Versatility: WaveNet can generate speech with diverse attributes and styles, including different languages, accents, emotions, and tones. It can even mimic specific human voices, creating voice clones.
General Purpose: Beyond text-to-speech, WaveNet can be applied to other domains, such as music generation, sound effects, and audio enhancement.

The Challenges

While WaveNet offers immense promise, it also faces certain challenges:

Computational Complexity: WaveNet demands substantial training data and computational resources to achieve high-quality results.
Real-Time Generation: Real-time speech synthesis can be slow, as WaveNet processes each sound sample sequentially at a high sampling rate.
Interpretability: WaveNet is a black-box model, making it challenging to understand how it generates speech and manipulate its output in terms of prosody or expressiveness.

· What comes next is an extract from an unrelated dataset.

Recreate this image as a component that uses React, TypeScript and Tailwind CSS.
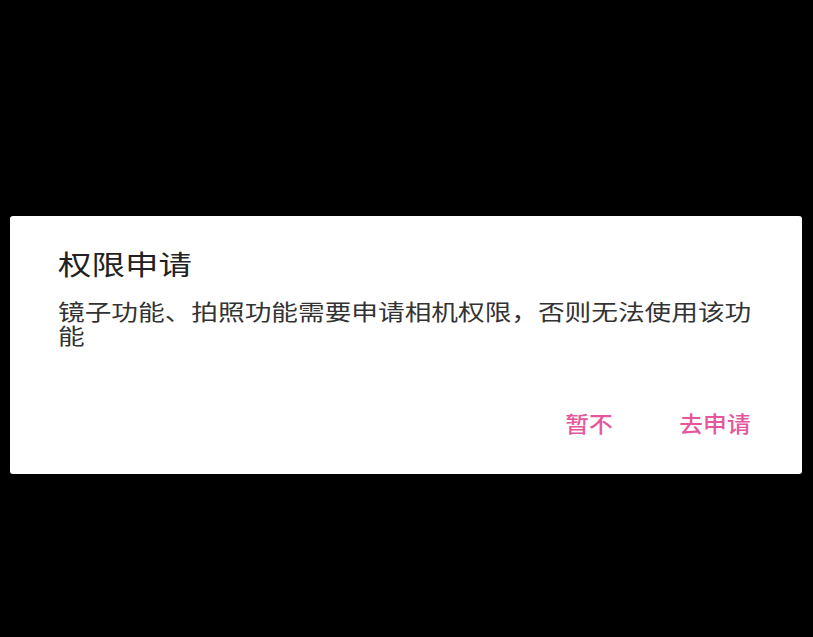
/**
 * Permission request dialog over a black screen.
 * The source screenshot is horizontally stretched, so text is widened with scale-x.
 */

const CJK = { fontFamily: '"Noto Sans CJK SC", "Noto Sans", sans-serif' };

function DialogButton({ label }: { label: string }) {
  return (
    <button className="text-[22px] leading-[30px] font-medium text-[#e4579c] scale-x-[1.08] origin-center">
      {label}
    </button>
  );
}

export default function App() {
  return (
    <div className="w-[813px] h-[637px] bg-black pt-[216px] pl-[10px] pr-[11px]" style={CJK}>
      <div className="bg-white rounded-[3px] pt-[30px] pb-[37px] pl-[48px] pr-[34px]">
        <h1 className="w-max text-[27px] leading-[36px] text-[#222222] scale-x-[1.24] origin-left">
          权限申请
        </h1>

        <p className="mt-[16px] w-[580px] text-[22px] leading-[24px] text-[#333333] scale-x-[1.212] origin-left">
          镜子功能、拍照功能需要申请相机权限，否则无法使用该功能
        </p>

        <div className="mt-[61px] flex justify-end gap-[71px] pr-[20px]">
          <DialogButton label="暂不" />
          <DialogButton label="去申请" />
        </div>
      </div>
    </div>
  );
}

To overcome these challenges, researchers have explored techniques like parallel generation, distillation, quantization, and pruning.

The Future of WaveNet

WaveNet has paved the way for exciting developments in text-to-speech synthesis. Here are some future trends and applications to watch for:

Enhanced Naturalness: Expect further advancements aimed at making synthesized speech even more natural and diverse by incorporating additional linguistic and acoustic features.
Robustness and Adaptability: Researchers will focus on creating TTS systems that can handle noisy or incomplete data, adapt to different domains, perform cross-lingual transfer learning, and enable multilingual synthesis.
Personalization and Interaction: WaveNet-powered systems will become more personalized and interactive, learning from user feedback, preferences, and behavior.
Expanding Applications: WaveNet’s impact will extend to diverse domains including healthcare, education, entertainment, and social good.

In summary, WaveNet stands as a remarkable innovation that has redefined text-to-speech synthesis. By harnessing the power of deep learning and artificial intelligence, WaveNet has opened up new possibilities for communication, interaction, and creativity. It’s not just a tool; it’s a wellspring of inspiration for future research and applications in speech synthesis and beyond.

Using WaveNet for Text-to-Speech Synthesis

To utilize WaveNet for text-to-speech synthesis, you need to provide both text and conditioning inputs to the model. The text input is the written text you wish to convert into speech, while the conditioning input influences the speech output, such as speaker identity, language, or emotion.

You can input text in various ways, including:

Converting text into phonetic symbols or linguistic features, which are then encoded into numerical vectors.
Using an end-to-end approach that directly maps text characters or words to speech waveforms.

Conditioning inputs can be provided through:

One-hot vectors indicating the desired speaker, language, or emotion.
Embedding vectors representing the speaker, language, or emotion in a continuous space.

Real-World WaveNet Applications

WaveNet has found applications in various domains and scenarios, including:

Voice Assistants: Enhancing voice assistant experiences with more natural and engaging speech responses. For instance, Google Assistant and Amazon Alexa utilize WaveNet technology.
Audiobooks: Creating high-quality and realistic audiobooks with different voices and accents. Audible is a notable example.
E-Learning: Facilitating e-learning by providing speech synthesis for educational materials, language learning apps like Duolingo, interactive quizzes, and games.
Accessibility: Improving accessibility for individuals with visual impairments or speech disorders, as demonstrated by Android’s TalkBack feature.
Entertainment: Enabling creative applications in entertainment, including celebrity voice clones, music generation, and enhancing podcasts, movies, and video games.

Evaluating WaveNet Quality

Evaluating the quality and performance of WaveNet can be done through a range of metrics and methods, including:

Objective Metrics: These automated metrics include Mean Opinion Score (MOS), Word Error Rate (WER), and Mel Cepstral Distortion (MCD), which provide quantitative assessments of speech quality and accuracy.
Subjective Metrics: These qualitative metrics rely on human perception and judgment to assess naturalness, expressiveness, and similarity to target voices.

WaveNet has undoubtedly marked a significant advancement in text-to-speech synthesis, opening doors to enhanced communication, accessibility, and creativity. As it continues to evolve and inspire, we can anticipate even more innovative applications and improvements in the field.